– Жена да убоится мужа своего… Они вдвоем идут ко Христу. А просто так… так просто – зачем? Если без этой цели, то зачем?
– Хватит болтать, пора что-то делать. Если все будут бояться…
…У нас две дочери – Ксюша и Даша. Мы жили скромно, но много ходили в музеи, в театры, много читали. Когда девочки были маленькие, папа им сказки сочинял. Мы хотели спасти их от грубой жизни. Я думала, что искусство спасает. А оно не спасло…
– Мы помним унижение наших братьев и сестер! Смерть чуркам! Русского Мишку трудно разбудить, но если он поднимется, кровищи пустит много.
Отца уже нет. И я не могу договорить с ним один наш разговор… Он сказал, что им умирать на войне было легче, чем необстрелянным мальчикам, которые сегодня погибают в Чечне.
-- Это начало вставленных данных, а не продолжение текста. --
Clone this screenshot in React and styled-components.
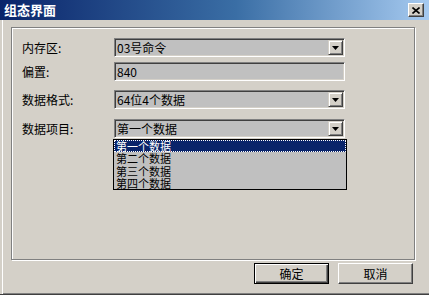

В сороковые – они из ада попадали в ад. Перед войной отец учился в Минске в Институте журналистики. Вспоминал, что когда они возвращались с каникул, часто уже не встречали ни одного знакомого преподавателя, все были арестованы. Они не понимали, что происходит, но было страшно. Страшно, как на войне.
У меня нет легких ответов на твои вопросы. Я сама перед этой многоярусностью, перед этим многоголосием жизни замерла, и есть ощущение, что мы не управляем этим потоком – куда же нас вынесет? Ощущение, что – это вот у Аверинцева хорошо – мы строили мосты над реками невежества, а они сменили русло. Будущее стало совершенно непрогнозируемым, как мы говорили с тобой в одном из прошлых интервью. Мы здесь копошимся в своих проблемах, а человечество, мир настолько изменились, что, по-моему, все в полном изумлении перед этим множеством жизней, которое вдруг открылось.